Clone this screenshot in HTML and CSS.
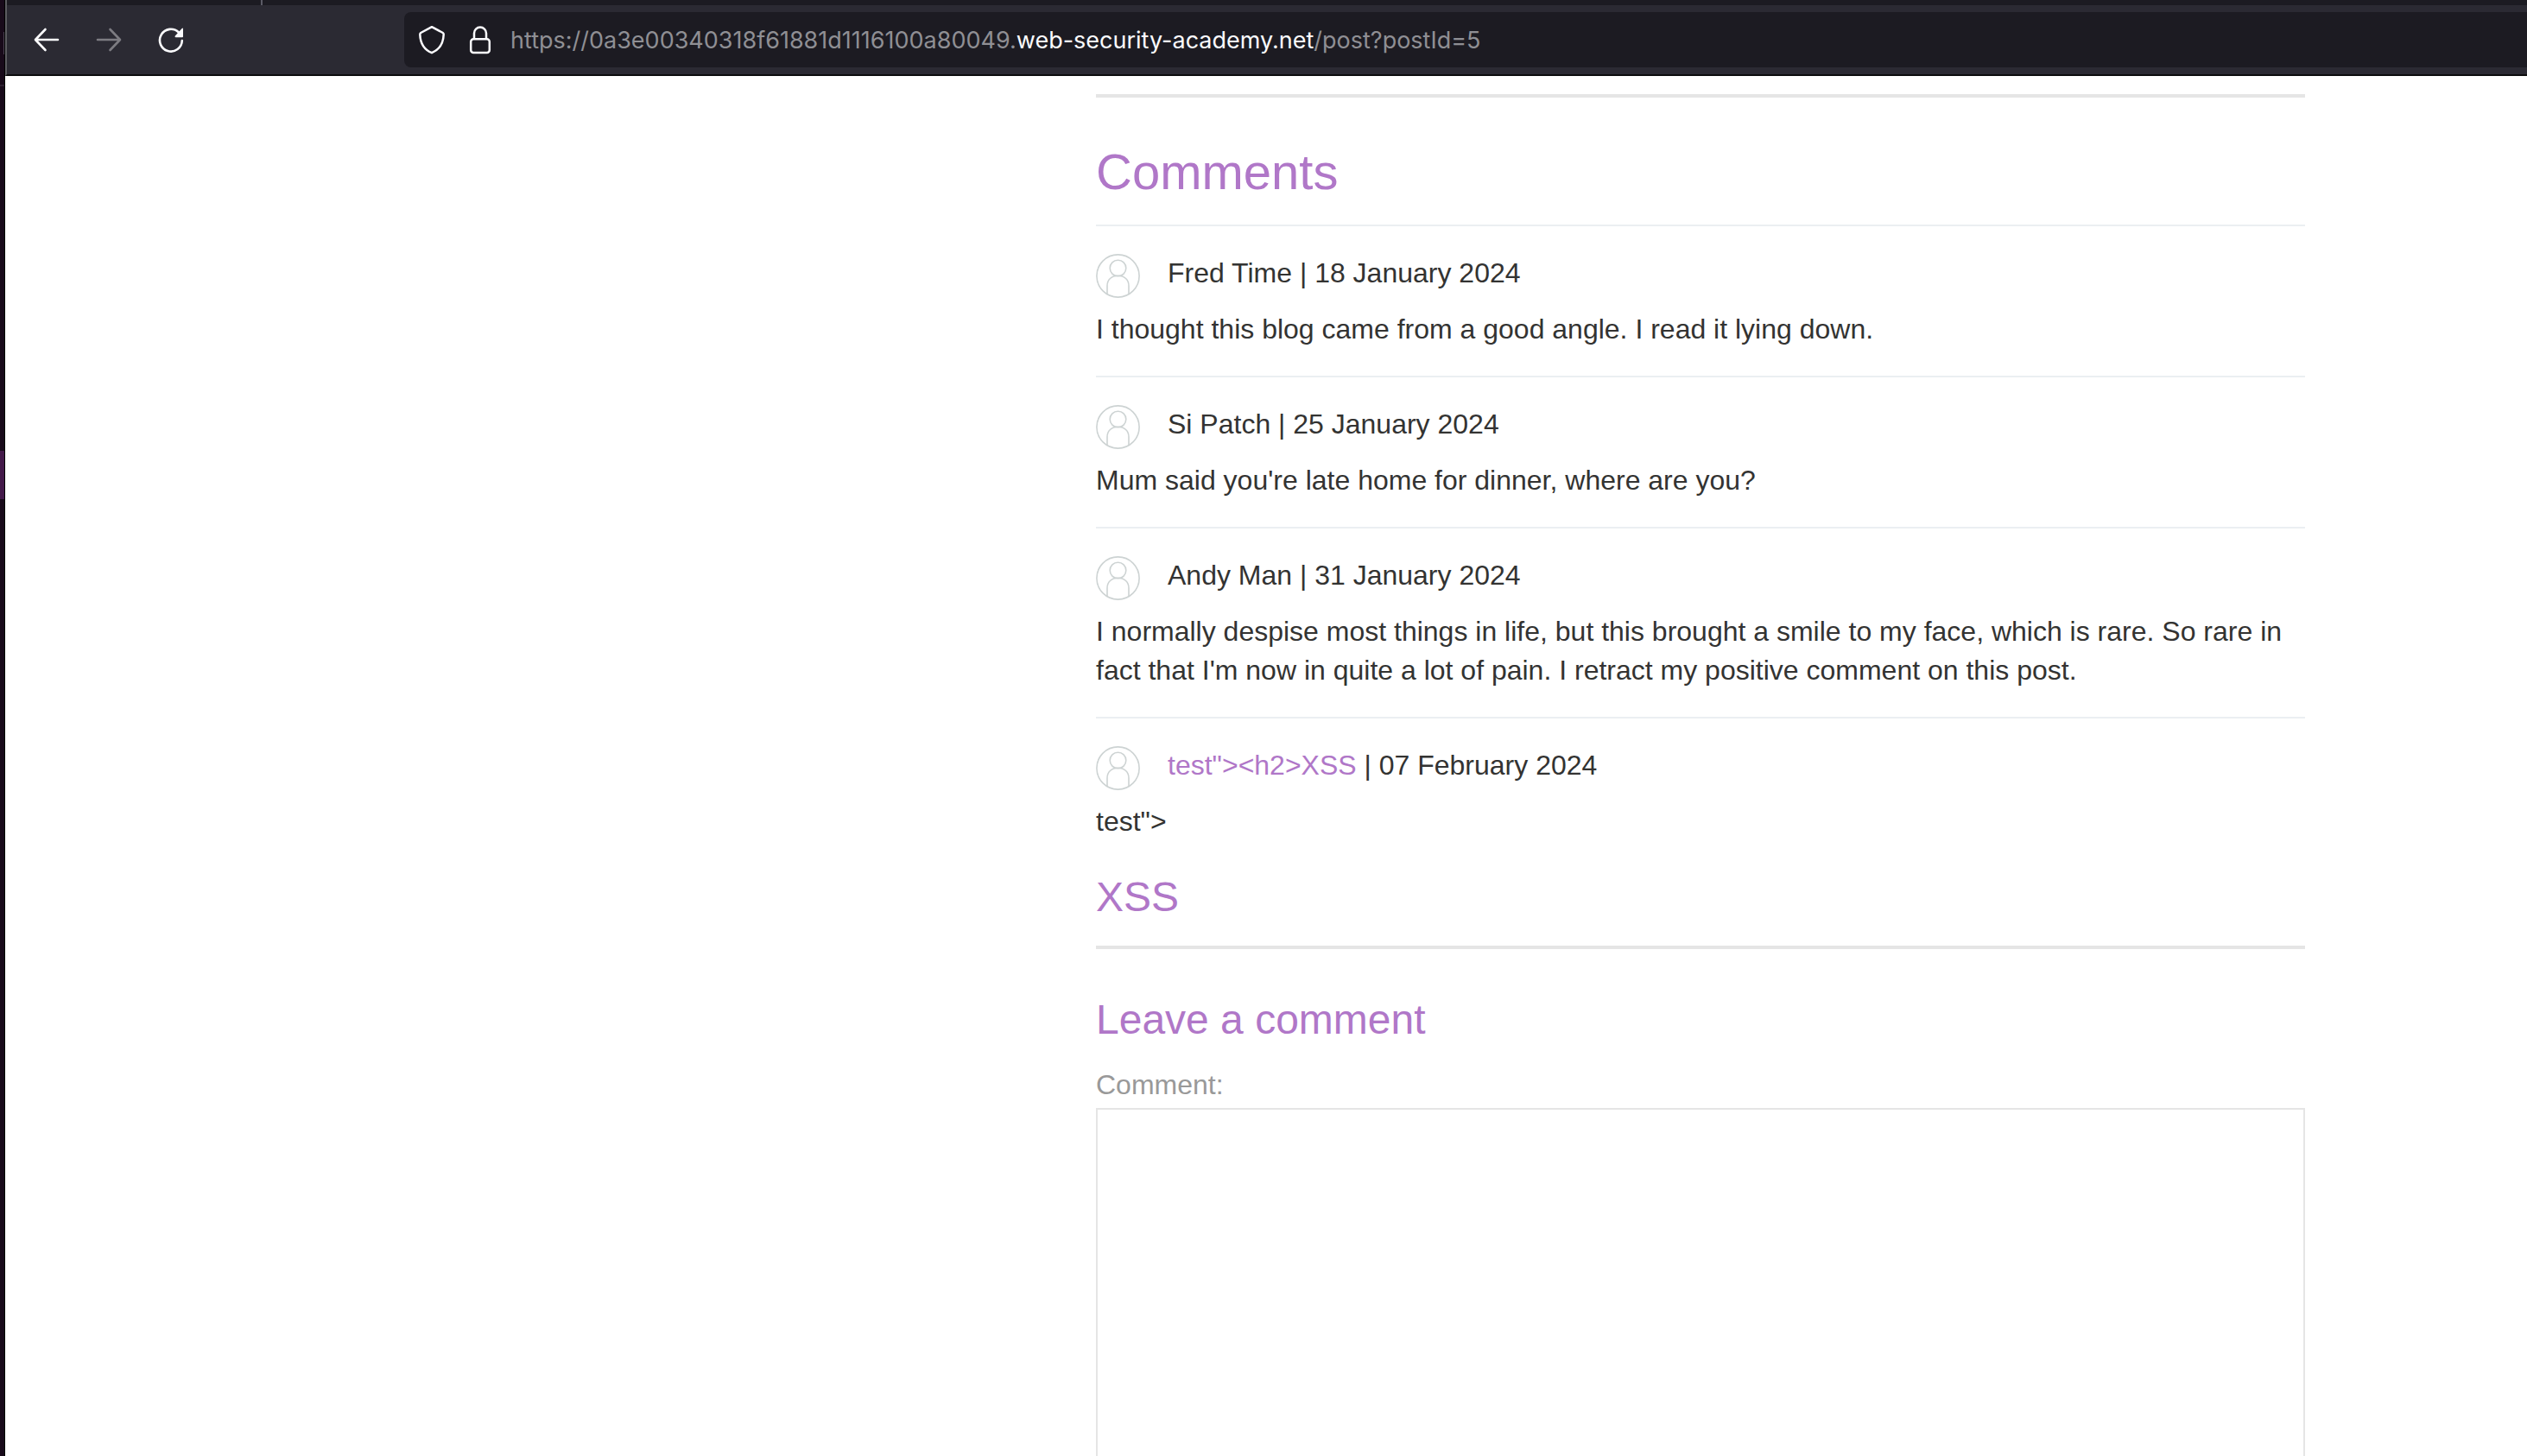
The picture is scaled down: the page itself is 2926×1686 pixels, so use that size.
FILE: index.html
```html
<!DOCTYPE html>
<html lang="en">
<head>
<meta charset="utf-8">
<title>Comments</title>
<link rel="stylesheet" href="styles.css">
</head>
<body>
<svg class="sprite" aria-hidden="true">
  <symbol id="avatar" viewBox="0 0 51 51">
    <g fill="none" stroke="#cdd3d3" stroke-width="1.6">
      <circle cx="25.5" cy="25.5" r="24.6"/>
      <circle cx="25.5" cy="16.5" r="9.3"/>
      <path d="M13 46.5V37c0-7 5-11.700 12.500-11.700S38 30 38 37v9.500"/>
    </g>
  </symbol>
</svg>
<div class="screen">
  <div class="desktop"><div class="desktop-glow"></div></div>
  <div class="window">
    <div class="tabs"><span class="tab-edge"></span></div>
    <nav class="toolbar" aria-label="Navigation">
      <div class="nav-buttons">
        <button class="nav-button" type="button" aria-label="Back">
          <svg width="32" height="32" viewBox="0 0 32 32"><path d="M29 16H3.500M14.500 4L3 16l11.500 12" fill="none" stroke="#fbfbfe" stroke-width="2.600" stroke-linecap="round" stroke-linejoin="round"/></svg>
        </button>
        <button class="nav-button" type="button" aria-label="Forward" disabled>
          <svg width="32" height="32" viewBox="0 0 32 32"><path d="M3 16h25.500M17.500 4L29 16 17.500 28" fill="none" stroke="#7d7c82" stroke-width="2.600" stroke-linecap="round" stroke-linejoin="round"/></svg>
        </button>
        <button class="nav-button" type="button" aria-label="Reload">
          <svg width="32" height="32" viewBox="0 0 32 32"><path d="M28.800 17A12.900 12.900 0 1 1 25 7.500" fill="none" stroke="#fbfbfe" stroke-width="2.600" stroke-linecap="round"/><path d="M30 3v9.200a1 1 0 0 1-1 1h-7.600q-1.600-.4-.6-1.700L28.600 3q1.200-1 1.400 0z" fill="#fbfbfe"/></svg>
        </button>
      </div>
      <div class="address">
        <div class="site-icons">
          <svg width="32" height="34" viewBox="0 0 32 34"><path d="M16 2.200L28.800 9q1 .6.900 2C29.300 21 25 28.500 16 32.200 7 28.500 2.700 21 2.300 11q0-1.400.9-2z" fill="none" stroke="#fbfbfe" stroke-width="2.500" stroke-linejoin="round"/></svg>
          <svg width="26" height="34" viewBox="0 0 26 34"><g fill="none" stroke="#fbfbfe" stroke-width="2.500"><rect x="2.200" y="16.200" width="21.600" height="15.800" rx="3"/><path d="M6 16V9.500a7 7 0 0 1 14 0V16"/></g></svg>
        </div>
        <span class="url">https://0a3e00340318f61881d1116100a80049.<span class="domain">web-security-academy.net</span>/post?postId=5</span>
      </div>
    </nav>
    <main class="page">
      <div class="column">
        <hr class="rule">
        <h1 class="title">Comments</h1>
        <section class="comment">
          <div class="byline"><svg class="avatar"><use href="#avatar"/></svg><span>Fred Time | 18 January 2024</span></div>
          <p class="text">I thought this blog came from a good angle. I read it lying down.</p>
        </section>
        <section class="comment">
          <div class="byline"><svg class="avatar"><use href="#avatar"/></svg><span>Si Patch | 25 January 2024</span></div>
          <p class="text">Mum said you're late home for dinner, where are you?</p>
        </section>
        <section class="comment">
          <div class="byline"><svg class="avatar"><use href="#avatar"/></svg><span>Andy Man | 31 January 2024</span></div>
          <p class="text">I normally despise most things in life, but this brought a smile to my face, which is rare. So rare in fact that I'm now in quite a lot of pain. I retract my positive comment on this post.</p>
        </section>
        <section class="comment">
          <div class="byline"><svg class="avatar"><use href="#avatar"/></svg><span><a class="author" href="#author">test"&gt;&lt;h2&gt;XSS</a> | 07 February 2024</span></div>
          <p class="text">test"&gt;</p>
        </section>
        <h2 class="subtitle injected">XSS</h2>
        <hr class="rule">
        <form>
          <h2 class="subtitle form-title">Leave a comment</h2>
          <label class="label" for="comment">Comment:</label>
          <textarea class="field" id="comment" rows="12"></textarea>
        </form>
      </div>
    </main>
  </div>
</div>
</body>
</html>
```
FILE: styles.css
```css
* { box-sizing: border-box; }

body {
  margin: 0;
  font-family: "Liberation Sans", Arial, sans-serif;
  font-size: 32px;
  line-height: 45px;
  color: #333332;
  background: #fff;
}

.sprite { position: absolute; width: 0; height: 0; }

.screen {
  display: flex;
  height: 100vh;
  overflow: hidden;
}

/* strip of the desktop left of the window */
.desktop {
  flex: none;
  width: 6px;
  padding-top: 522px;
  background:
    linear-gradient(#4a4150, #4a4150) 4px 37px / 1px 26px no-repeat,
    linear-gradient(#2c2030, #2c2030) 0 98px / 5px 2px no-repeat,
    #180a1a;
  border-right: 1px solid #000;
}
.desktop-glow { height: 56px; background: #43194a; }

.window {
  flex: 1;
  min-width: 0;
  display: flex;
  flex-direction: column;
}

.tabs {
  flex: none;
  display: flex;
  height: 6px;
  padding-left: 294px;
  background: #1c1b22;
  border-left: 2px solid #5b5b60;
}
.tab-edge { width: 2px; background: #5b5b66; }

.toolbar {
  flex: none;
  display: flex;
  gap: 254px;
  height: 82px;
  padding: 8px 0 8px 30px;
  background: #2b2a33;
  border-left: 2px solid #5b5b60;
  border-bottom: 2px solid #0c0c0d;
}

.nav-buttons { display: flex; align-items: center; gap: 40px; }
.nav-button {
  display: flex;
  padding: 0;
  border: 0;
  background: none;
}

.address {
  flex: 1;
  min-width: 0;
  display: flex;
  align-items: center;
  gap: 22px;
  padding-left: 16px;
  border-radius: 8px 0 0 8px;
  background: #1c1b22;
}
.site-icons { display: flex; gap: 27px; }

.url {
  padding-top: 2px;
  font-family: Inter, sans-serif;
  font-size: 27px;
  line-height: 40px;
  color: #8f8f94;
  white-space: nowrap;
}
.domain { color: #fbfbfe; }

.page {
  flex: 1;
  min-height: 0;
  overflow: hidden;
  display: grid;
  grid-template-columns: 1263fr minmax(0, 1400px) 257fr;
  padding-top: 21px;
}
.column { grid-column: 2; }

.rule {
  height: 4px;
  margin: 0;
  border: 0;
  background: #e5e5e5;
}

.title {
  margin: 46px 0 21px;
  font-size: 58px;
  line-height: 80px;
  font-weight: 400;
  color: #b077c8;
}

.comment {
  padding: 32px 0 31px;
  border-top: 2px solid #ebeff2;
}
.byline {
  display: flex;
  gap: 32px;
  margin-bottom: 14px;
  line-height: 45px;
}
.avatar { flex: none; width: 51px; height: 51px; }
.author { color: #b077c8; text-decoration: none; }
.text { margin: 0; }

.subtitle {
  font-size: 48px;
  line-height: 68px;
  font-weight: 400;
  color: #b077c8;
}
.injected { margin: 0 0 22px; }
.form-title { margin: 48px 0 19px; }

.label { display: block; margin-bottom: 4px; color: #999; }
.field {
  display: block;
  width: 100%;
  padding: 12px;
  border: 2px solid #e5e5e5;
  font: inherit;
  resize: none;
  background: #fff;
}
```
- - -
Give the number of lines in the material above that have the word "down" in them, and nothing more.

Response to this task:
2